▸ Problem details
From the entries below, please gather each line containing the string "index".

▸ Supplied data
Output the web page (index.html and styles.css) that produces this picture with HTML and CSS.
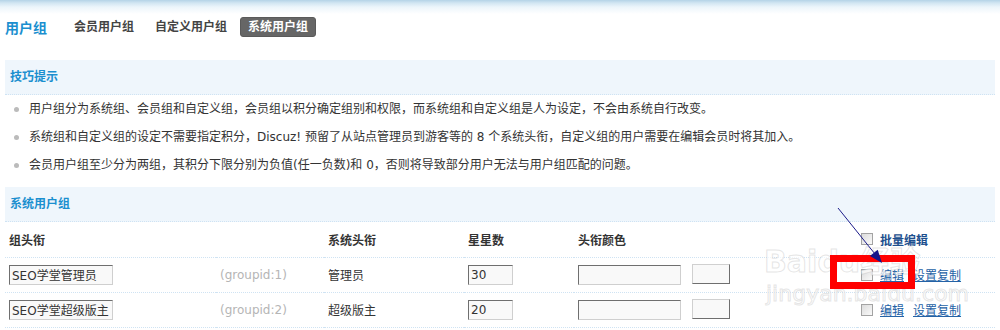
FILE: index.html
```html
<!DOCTYPE html>
<html lang="zh-CN">
<head>
    <meta charset="UTF-8">
    <title>用户组</title>
    <link rel="stylesheet" href="styles.css">
</head>
<body>
<div class="page">
    <!-- 标题与选项卡 -->
    <div class="topbar">
        <h3 class="page-title">用户组</h3>
        <ul class="tabs">
            <li><a href="#">会员用户组</a></li>
            <li><a href="#">自定义用户组</a></li>
            <li class="current"><a href="#">系统用户组</a></li>
        </ul>
    </div>

    <!-- 技巧提示 -->
    <div class="panel">
        <div class="partition">技巧提示</div>
        <ul class="tips">
            <li>用户组分为系统组、会员组和自定义组，会员组以积分确定组别和权限，而系统组和自定义组是人为设定，不会由系统自行改变。</li>
            <li>系统组和自定义组的设定不需要指定积分，Discuz! 预留了从站点管理员到游客等的 8 个系统头衔，自定义组的用户需要在编辑会员时将其加入。</li>
            <li>会员用户组至少分为两组，其积分下限分别为负值(任一负数)和 0，否则将导致部分用户无法与用户组匹配的问题。</li>
        </ul>
    </div>

    <!-- 系统用户组 -->
    <div class="panel">
        <div class="partition">系统用户组</div>
        <table class="group-table">
            <colgroup>
                <col class="c-title"><col class="c-id"><col class="c-sys"><col class="c-stars"><col class="c-color"><col class="c-ops">
            </colgroup>
            <thead>
                <tr>
                    <th>组头衔</th>
                    <th></th>
                    <th>系统头衔</th>
                    <th>星星数</th>
                    <th>头衔颜色</th>
                    <th><span class="check"></span><span class="batch">批量编辑</span></th>
                </tr>
            </thead>
            <tbody>
                <tr>
                    <td><input class="txt txt-title" type="text" value="SEO学堂管理员"></td>
                    <td class="gid">(groupid:1)</td>
                    <td>管理员</td>
                    <td><input class="txt txt-stars" type="text" value="30"></td>
                    <td><input class="txt txt-color" type="text" value=""><span class="swatch"></span></td>
                    <td><span class="check"></span><a href="#" class="op">编辑</a><a href="#" class="op">设置复制</a></td>
                </tr>
                <tr>
                    <td><input class="txt txt-title" type="text" value="SEO学堂超级版主"></td>
                    <td class="gid">(groupid:2)</td>
                    <td>超级版主</td>
                    <td><input class="txt txt-stars" type="text" value="20"></td>
                    <td><input class="txt txt-color" type="text" value=""><span class="swatch"></span></td>
                    <td><span class="check"></span><a href="#" class="op">编辑</a><a href="#" class="op">设置复制</a></td>
                </tr>
            </tbody>
        </table>
    </div>

    <!-- 截图上的标注与水印 -->
    <div class="watermark wm-logo">Baidu经验</div>
    <div class="watermark wm-url">jingyan.baidu.com</div>
    <div class="mark-box"></div>
    <svg class="mark-arrow" width="70" height="75" viewBox="830 200 70 75">
        <line x1="838" y1="208" x2="875" y2="254" stroke="#1c1c8a" stroke-width="1"/>
        <polygon points="882,263 869.9,256 877.7,249.7" fill="#14148a"/>
    </svg>
</div>
</body>
</html>
```

FILE: styles.css
```css
/* 基础 */
* {
    margin: 0;
    padding: 0;
    box-sizing: border-box;
}
body {
    font-family: "DejaVu Sans", "Noto Sans CJK SC", sans-serif;
    font-size: 12px;
    color: #333;
    background: #fff;
}
.page {
    position: relative;
    width: 1000px;
    height: 330px;
    overflow: hidden;
}
a {
    text-decoration: none;
}

/* 顶部 */
.topbar {
    display: flex;
    align-items: center;
    height: 60px;
    padding: 0 5px 6px;
    background: linear-gradient(to bottom, #b4d3e7 0, #d2e6f2 3px, #ecf5fb 7px, #fff 14px);
}
.page-title {
    font-size: 14px;
    font-weight: bold;
    color: #1b8fcf;
    margin-right: 19px;
}
.tabs {
    display: flex;
    gap: 5px;
    list-style: none;
}
.tabs a {
    display: block;
    height: 20px;
    line-height: 20px;
    padding: 0 8px;
    font-weight: bold;
    color: #444;
    border-radius: 3px;
}
.tabs .current a {
    background: #666;
    color: #fff;
    padding: 0 7px;
    border: 1px solid #5a5a5a;
    line-height: 18px;
}

/* 面板 */
.panel {
    margin: 0 5px;
}
.partition {
    height: 35px;
    line-height: 34px;
    padding-left: 5px;
    font-weight: bold;
    color: #1b8fcf;
    background: #eff6fc;
    border-bottom: 1px dotted #cfe3f3;
}
.tips {
    list-style: none;
    padding-bottom: 8px;
}
.tips li {
    position: relative;
    line-height: 28px;
    padding-left: 24px;
    color: #333;
}
.tips li::before {
    content: "";
    position: absolute;
    left: 9px;
    top: 12px;
    width: 5px;
    height: 5px;
    border-radius: 50%;
    background: #bbb;
}

/* 用户组表格 */
.group-table {
    width: 990px;
    border-collapse: collapse;
    table-layout: fixed;
}
.c-title { width: 211px; }
.c-id { width: 108px; }
.c-sys { width: 140px; }
.c-stars { width: 110px; }
.c-color { width: 283px; }
.c-ops { width: 138px; }
.group-table th,
.group-table td {
    height: 35px;
    padding: 0 0 0 4px;
    text-align: left;
    vertical-align: middle;
    border-bottom: 1px dotted #cfe3f3;
    white-space: nowrap;
}
.group-table th {
    font-weight: bold;
    color: #333;
}
.gid {
    color: #b5b5b5;
}
.txt {
    height: 20px;
    padding: 0 2px;
    font-family: inherit;
    font-size: 12px;
    color: #333;
    background: #f9f9f9;
    border: 1px solid;
    border-color: #6f6f6f #cfcfcf #cfcfcf #6f6f6f;
    outline: none;
    vertical-align: middle;
}
.txt-title { width: 104px; }
.txt-stars { width: 45px; }
.txt-color { width: 103px; }
.swatch {
    display: inline-block;
    width: 38px;
    height: 20px;
    margin: 0 0 2px 11px;
    background: #f9f9f9;
    border: 1px solid;
    border-color: #d0d0d0 #6f6f6f #6f6f6f #d0d0d0;
    vertical-align: middle;
}
.check {
    display: inline-block;
    width: 12px;
    height: 12px;
    margin-right: 7px;
    border: 1px solid #a3a3a3;
    background: linear-gradient(135deg, #dcdcdc, #fafafa);
    vertical-align: middle;
}
.batch {
    font-weight: bold;
    color: #1d4f8e;
    vertical-align: middle;
}
.op {
    color: #2462a6;
    text-decoration: underline;
    margin-right: 9px;
    vertical-align: middle;
}

/* 标注 */
.mark-box {
    position: absolute;
    left: 830px;
    top: 255px;
    width: 85px;
    height: 34px;
    border: 7px solid #f00;
}
.mark-arrow {
    position: absolute;
    left: 830px;
    top: 200px;
}
.watermark {
    position: absolute;
    font-family: "DejaVu Sans", "Noto Sans CJK SC", sans-serif;
    color: rgba(255, 255, 255, 0.7);
    -webkit-text-stroke: 1px rgba(190, 190, 190, 0.4);
    white-space: nowrap;
}
.wm-logo {
    left: 764px;
    top: 237px;
    font-size: 30px;
    font-weight: bold;
}
.wm-url {
    left: 766px;
    top: 281px;
    font-size: 22px;
}
```
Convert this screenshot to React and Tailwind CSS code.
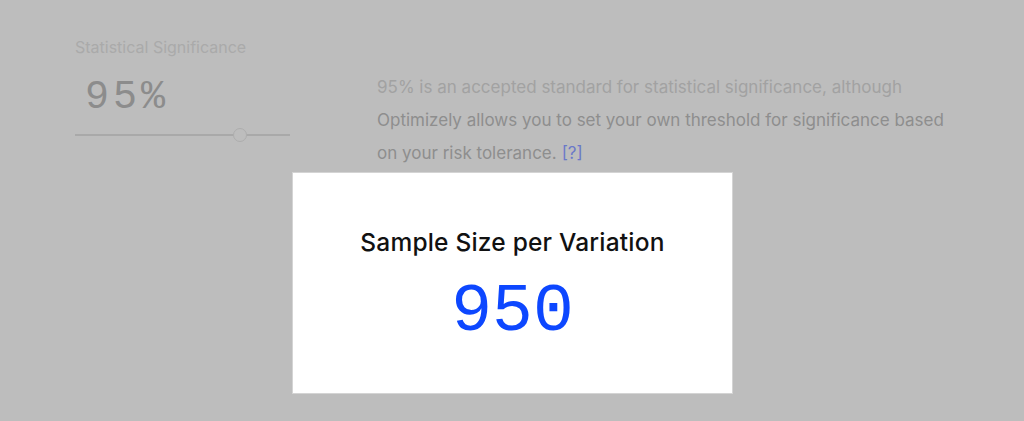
export default function App() {
    return (
        <div className="relative w-[1024px] h-[421px] overflow-hidden bg-[#bdbdbd] font-['Inter',sans-serif]">
            {/* faded settings row behind the overlay */}
            <div className="flex pt-[37px] pl-[75px]">
                <div className="w-[215px] flex flex-col">
                    <div className="text-[16px] leading-[20px] text-[#aaaaaa]">Statistical Significance</div>
                    <div className="mt-[19px] ml-[10px] text-[40px] leading-[44px] tracking-[4px] text-[#8c8c8c] font-['Liberation_Mono',monospace]">95%</div>
                    <div className="relative mt-[8px] h-[14px] flex items-center">
                        <div className="w-full h-[2px] bg-[#a9a9a9]" />
                        <div className="absolute left-[158px] top-0 w-[14px] h-[14px] rounded-full bg-[#bdbdbd] border border-[#adadad]" />
                    </div>
                </div>
                <div className="ml-[87px] mt-[34px] flex flex-col text-[17px] leading-[33px] text-[#8e8e8e]">
                    <div className="text-[#a2a2a2]">95% is an accepted standard for statistical significance, although</div>
                    <div>Optimizely allows you to set your own threshold for significance based</div>
                    <div className="flex gap-[5px]">
                        <span>on your risk tolerance.</span>
                        <span className="text-[#6a78c9]">[?]</span>
                    </div>
                </div>
            </div>

            {/* result card */}
            <div className="absolute left-[292px] top-[172px] w-[441px] h-[222px] bg-white border border-[#d4d4d4] flex flex-col items-center">
                <div className="mt-[54px] text-[24.5px] leading-[30px] font-medium tracking-[0.2px] text-[#111111]">Sample Size per Variation</div>
                <div className="mt-[20px] text-[68px] leading-[70px] text-[#0d47ff] font-['Liberation_Mono',monospace]">950</div>
            </div>
        </div>
    );
}
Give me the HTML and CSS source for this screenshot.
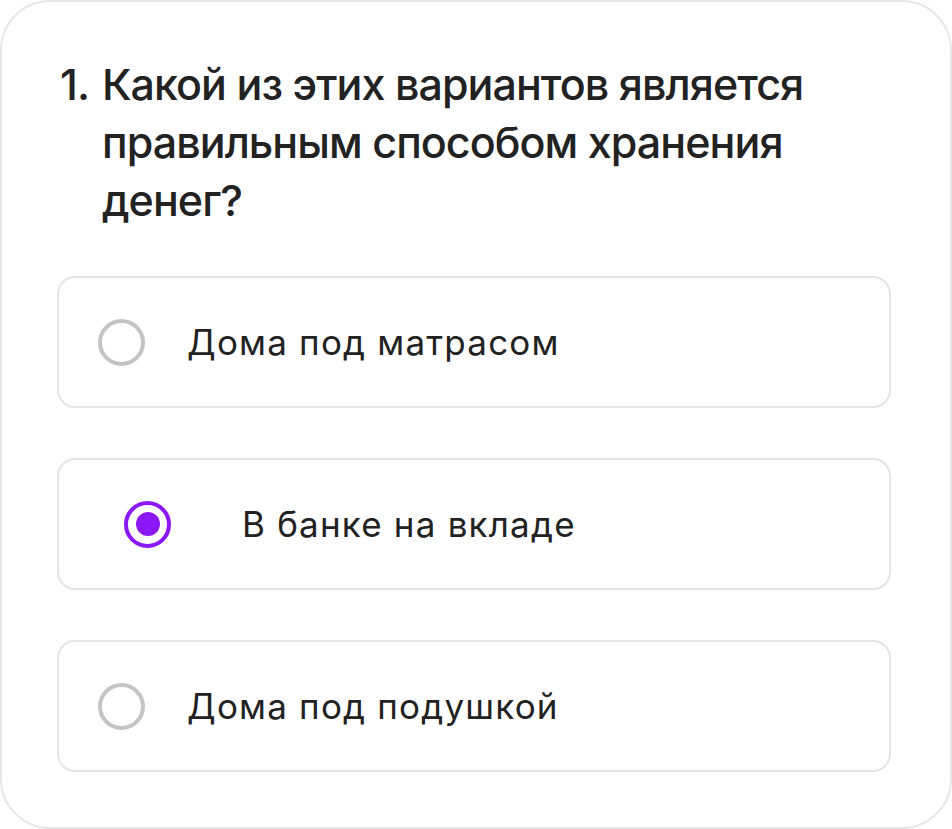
FILE: index.html
```html
<!DOCTYPE html>
<html lang="ru">
<head>
<meta charset="utf-8">
<title>Вопрос</title>
<link rel="stylesheet" href="styles.css">
</head>
<body>
<div class="card">
  <h1 class="question"><span class="num">1.</span><span class="qtext">Какой из этих вариантов является правильным способом хранения денег?</span></h1>
  <div class="options">
    <label class="option">
      <span class="radio"></span>
      <span class="label">Дома под матрасом</span>
    </label>
    <label class="option option--selected">
      <span class="radio radio--on"><span class="dot"></span></span>
      <span class="label">В банке на вкладе</span>
    </label>
    <label class="option">
      <span class="radio"></span>
      <span class="label">Дома под подушкой</span>
    </label>
  </div>
</div>
</body>
</html>
```
FILE: styles.css
```css
* { box-sizing: border-box; }
html, body { margin: 0; padding: 0; background: #fff; }
body {
  font-family: Inter, "Noto Sans", sans-serif;
  color: #222;
}
.card {
  width: 952px;
  height: 829px;
  border: 2px solid #e6e6e6;
  border-radius: 50px;
  padding: 53px 59px 0 55px;
  background: #fff;
}
.question {
  margin: 0 0 47px 0;
  display: grid;
  grid-template-columns: 45px 1fr;
  font-size: 43px;
  line-height: 58px;
  font-weight: 500;
  color: #222;
  letter-spacing: -0.95px;
}
.num { padding-left: 3px; }
.options {
  display: flex;
  flex-direction: column;
  gap: 50px;
}
.option {
  display: flex;
  align-items: center;
  height: 132px;
  border: 2px solid #e4e4e4;
  border-radius: 18px;
  padding-left: 39px;
  gap: 42px;
}
.option--selected {
  padding-left: 65px;
  gap: 71px;
}
.radio {
  flex: none;
  width: 47px;
  height: 47px;
  border-radius: 50%;
  border: 4px solid #c4c4c4;
  display: flex;
  align-items: center;
  justify-content: center;
}
.radio--on { border-color: #8b17f7; }
.dot {
  width: 24px;
  height: 24px;
  border-radius: 50%;
  background: #8b17f7;
}
.label {
  font-size: 35px;
  line-height: 44px;
  color: #222;
  letter-spacing: 1.2px;
}
```
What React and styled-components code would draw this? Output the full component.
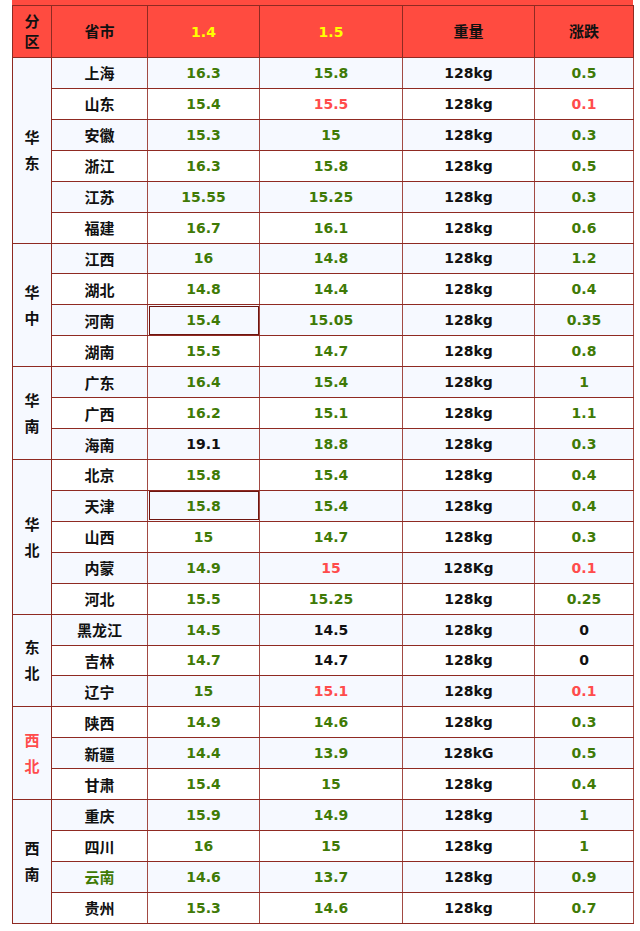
import React from "react";
import styled, { createGlobalStyle } from "styled-components";

const GlobalStyle = createGlobalStyle`
  body {
    margin: 0;
    background: #ffffff;
    font-family: "DejaVu Sans", "Noto Sans CJK SC", sans-serif;
  }
`;

const colors = {
  g: "#3f7a06",
  r: "#ff4c4c",
  k: "#111111",
};

const Page = styled.div`
  padding-left: 12px;
`;

const Frame = styled.div`
  width: 621px;
  background: #ff4b40;
  padding-top: 5px;
`;

const Table = styled.table`
  width: 621px;
  border-collapse: collapse;
  table-layout: fixed;
  font-weight: bold;
  font-size: 14px;
`;

const Head = styled.th`
  height: 51px;
  background: #ff4b40;
  border: 1px solid #8f2a22;
  color: ${p => (p.$yellow ? "#ffff00" : "#111")};
  font-family: "DejaVu Sans", "Noto Sans CJK SC", sans-serif;
  font-size: ${p => (p.$yellow ? "14px" : "15px")};
  font-weight: bold;
  padding: 0;
  line-height: 20px;
`;

const Row = styled.tr`
  height: 30.93px;
  background: ${p => (p.$odd ? "#f6f9ff" : "#ffffff")};
`;

const Cell = styled.td`
  text-align: center;
  padding: 0;
  border-top: 1px solid #8f2a22;
  border-bottom: 1px solid #8f2a22;
  border-left: 1px solid #a24a43;
  border-right: 1px solid #a24a43;
  color: ${p => colors[p.$c] || colors.k};
  outline: ${p => (p.$picked ? "1px solid #6e1610" : "none")};
  outline-offset: -2px;
`;

const Province = styled(Cell)`
  font-family: "Noto Sans CJK SC", sans-serif;
  font-size: 15px;
`;

const Region = styled.td`
  background: #f6f9ff;
  border: 1px solid #8f2a22;
  text-align: center;
  padding: 0;
  font-family: "Noto Sans CJK SC", sans-serif;
  font-size: 15px;
  color: ${p => (p.$red ? colors.r : colors.k)};
  line-height: 26px;
`;

const Stack = styled.span`
  display: block;
`;

// [province, 1.4, 1.5, weight, change] — colours: g green, r red, k black
const groups = [
  {
    name: "华东",
    rows: [
      ["上海", "16.3", "15.8", "128kg", "0.5"],
      ["山东", "15.4", ["15.5", "r"], "128kg", ["0.1", "r"]],
      ["安徽", "15.3", "15", "128kg", "0.3"],
      ["浙江", "16.3", "15.8", "128kg", "0.5"],
      ["江苏", "15.55", "15.25", "128kg", "0.3"],
      ["福建", "16.7", "16.1", "128kg", "0.6"],
    ],
  },
  {
    name: "华中",
    rows: [
      ["江西", "16", "14.8", "128kg", "1.2"],
      ["湖北", "14.8", "14.4", "128kg", "0.4"],
      ["河南", ["15.4", "g", true], "15.05", "128kg", "0.35"],
      ["湖南", "15.5", "14.7", "128kg", "0.8"],
    ],
  },
  {
    name: "华南",
    rows: [
      ["广东", "16.4", "15.4", "128kg", "1"],
      ["广西", "16.2", "15.1", "128kg", "1.1"],
      ["海南", ["19.1", "k"], "18.8", "128kg", "0.3"],
    ],
  },
  {
    name: "华北",
    rows: [
      ["北京", "15.8", "15.4", "128kg", "0.4"],
      ["天津", ["15.8", "g", true], "15.4", "128kg", "0.4"],
      ["山西", "15", "14.7", "128kg", "0.3"],
      ["内蒙", "14.9", ["15", "r"], "128Kg", ["0.1", "r"]],
      ["河北", "15.5", "15.25", "128kg", "0.25"],
    ],
  },
  {
    name: "东北",
    rows: [
      ["黑龙江", "14.5", ["14.5", "k"], "128kg", ["0", "k"]],
      ["吉林", "14.7", ["14.7", "k"], "128kg", ["0", "k"]],
      ["辽宁", "15", ["15.1", "r"], "128kg", ["0.1", "r"]],
    ],
  },
  {
    name: "西北",
    red: true,
    rows: [
      ["陕西", "14.9", "14.6", "128kg", "0.3"],
      ["新疆", "14.4", "13.9", "128kG", "0.5"],
      ["甘肃", "15.4", "15", "128kg", "0.4"],
    ],
  },
  {
    name: "西南",
    rows: [
      ["重庆", "15.9", "14.9", "128kg", "1"],
      ["四川", "16", "15", "128kg", "1"],
      [["云南", "g"], "14.6", "13.7", "128kg", "0.9"],
      ["贵州", "15.3", "14.6", "128kg", "0.7"],
    ],
  },
];

const val = (v, fallback) => (Array.isArray(v) ? v : [v, fallback, false]);

export default function App() {
  let index = 0;
  return (
    <Page>
      <GlobalStyle />
      <Frame>
        <Table>
          <colgroup>
            <col style={{ width: 39 }} />
            <col style={{ width: 96 }} />
            <col style={{ width: 112 }} />
            <col style={{ width: 143 }} />
            <col style={{ width: 132 }} />
            <col style={{ width: 99 }} />
          </colgroup>
          <thead>
            <tr>
              <Head>
                <Stack>分</Stack>
                <Stack>区</Stack>
              </Head>
              <Head>省市</Head>
              <Head $yellow>1.4</Head>
              <Head $yellow>1.5</Head>
              <Head>重量</Head>
              <Head>涨跌</Head>
            </tr>
          </thead>
          <tbody>
            {groups.map(group =>
              group.rows.map((row, i) => {
                index += 1;
                const [prov, a, b, w, d] = row;
                const [pName, pColor] = val(prov, "k");
                const [aText, aColor, aPicked] = val(a, "g");
                const [bText, bColor] = val(b, "g");
                const [dText, dColor] = val(d, "g");
                return (
                  <Row key={pName} $odd={index % 2 === 1}>
                    {i === 0 && (
                      <Region rowSpan={group.rows.length} $red={group.red}>
                        <Stack>{group.name[0]}</Stack>
                        <Stack>{group.name[1]}</Stack>
                      </Region>
                    )}
                    <Province $c={pColor}>{pName}</Province>
                    <Cell $c={aColor} $picked={aPicked}>
                      {aText}
                    </Cell>
                    <Cell $c={bColor}>{bText}</Cell>
                    <Cell $c="k">{w}</Cell>
                    <Cell $c={dColor}>{dText}</Cell>
                  </Row>
                );
              })
            )}
          </tbody>
        </Table>
      </Frame>
    </Page>
  );
}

▸ Solution below
Output the web page (index.html and styles.css) that produces this picture with HTML and CSS.
FILE: index.html
FILE: index.html
  let index = 0;
                index += 1;
                  <Row key={pName} $odd={index % 2 === 1}>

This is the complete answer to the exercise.